3. The importance and scope of the issues arising in this Review stem from the fact that the statutory framework referred to in the Terms of Reference – and described in detail below – establishes a form of mass surveillance of virtually the entire population of the State, involving the retention and storage of historic data, other than actual content, pertaining to every electronic communication, in any form, made by anyone and everyone at any time. Electronic communications in this context comprehend all forms of telephone (both fixed line and mobile) and internet communication, including text messages. The data retained includes location data of the caller and the person called. By virtue of the Communications (Retention of Data) Act 2011, communications Service Providers are obliged to retain and store this corpus of private information – known as metadata in information technology – relating to everyone’s telephone calls, text messages, e-mails and communications on the Internet. In essence, this means the retention of all communication data not going explicitly to content: in other words, data pertaining to such matters such as the date, time and location of a telephone call. In the result, a vast amount of private information pertaining to the personal communications of virtually everyone in the State is now retained without the consent of those affected in databases maintained by each private Service Provider in fulfillment of its statutory obligations, in
particular those created by the 2011 Act.
The mandatory storing of any electronic information generated by Irish citizens, introduced by the Fianna Fáil-Green Party coalition in 2011 with the passing of the Communications (Retention of Data) Act, is unprecedented in the nation’s history. Indeed one would need to go back a century to the meticulous parish “lists” compiled and maintained by the Royal Irish Constabulary, Britain’s colonial police force in Ireland, to find a similar mechanism for mass spying upon the general population.
5. A vivid illustration of the sheer scale of the current data retention system can be gleaned from the following statistics. In 2016 over 5 billion text messages were sent in Ireland; a somewhat higher number were sent in 2015. Given that the relevant retention period is two years, this means that at any given time private companies who provide electronic communication services will have retained data pertaining to in excess of 10 billion text messages – any of which may be accessible, in defined circumstances, by State investigatory authorities, the statutory bodies referred to in the Terms of Reference. By the end of 2016 the total number of mobile telephone subscriptions had reached 5,969,928, while the number of fixed line subscriptions stood at 1,805,923. In the result, service providers are in possession of retained communications data pertaining to all of the
telephone calls associated with nearly 8 million telephone subscriptions. Data is also automatically retained in respect of all internet communications, for which the retention period under the 2011 Act is one year.
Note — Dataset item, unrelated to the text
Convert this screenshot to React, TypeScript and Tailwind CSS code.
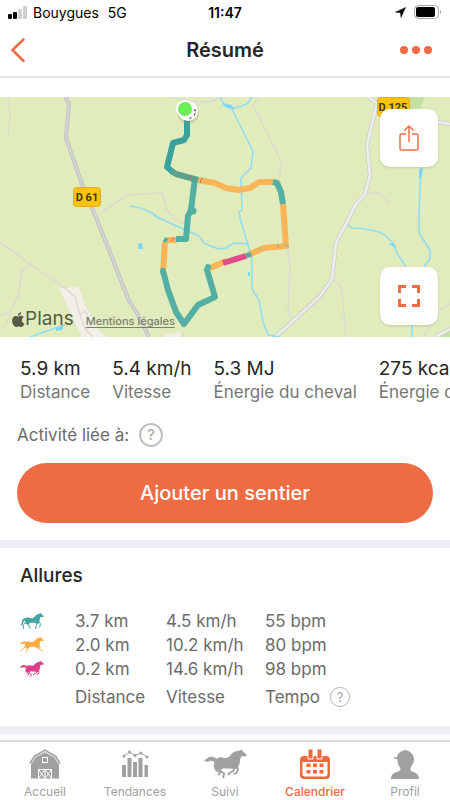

7. The private information thus retained by Service Providers is not a snapshot of information concerning a particular communication or recent communications but constitutes an historical record of all communication over a lengthy period. As already indicated, by virtue of section 3 of the Communications (Retention of Data) Act 2011, data relating to
telephone communications must be kept for two years, while Internet data must be retained for one year. Although routinely referred to in anodyne terms as ‘data’ or ‘retained data’, this vast store of private information touches every aspect of an individual’s private and professional communications profile over a lengthy period, including the type, source and destination of every communication made, the date, time and duration of each communication, details of the user’s communication equipment, and the location of mobile communication equipment. The names and addresses of subscribers and registered users may also be identified, as well as the calling telephone number, the number called and an IP address for Internet services.
Given the scandals which have gripped An Garda Síochána and other state agencies in relation to the malicious accessing of private data on individual citizens, the need for legislative reform is urgent. Unfortunately neither Fine Gael in minority government or Fianna Fáil in supposed opposition have shown any great appetite or desire to implement changes in the relevant regulations. On the contrary, the present draconian situation suits many interested parties in the country, whether it be for personal, political, law enforcement or commercial reasons.
after the cases involving garda looking up information on girl friends and boy friends runs their course, commercial is the grounds to fight it on. If big business don’t trust their phones or emails things will slow down very quickly.
Consider what notorious totalitarian regimes of the 20th century could have accomplished with such access to private information. If this has taken place in Ireland, it’s almost certainly taking place in many other, if not most other, countries of the world. Then consider the nature of man, which is to seek power, often through whatever means is at his disposal. The next genocidal regime to wreak havoc may well be one that does so after having surveilled the population thoroughly. It will be that much efficient in its goals because of the reams and reams of information at its disposal. Not a pretty thought.
Indeed. The scale of what is now possible is staggering. Worse than any sci-fi dystopia.
I’ve noticed a tendency of certain folk to shrug their shoulders over the surveillance state. They’re just trying to be cool of course, but even so in the real world striking a facile cool pose often has serious consequences. In truth without the right to privacy all other rights disappear. Indeed one can go further and say no element of civil society can function with integrity where surveillance is the norm. To take a random example, how does one guarantee the integrity of the exam system, if certain parties have access to the private communications of all and sundry/ The same applies to the legal system, business and financial communications, politics and so on. And that’s without getting into the truly massive potential for blackmail of politicians and public figures generally that surveillance affords. In a surveillance state democracy and accountability are dead letters.
Yeah, it is the whole open windows argument. If you’ve nothing to hide why draw the curtains?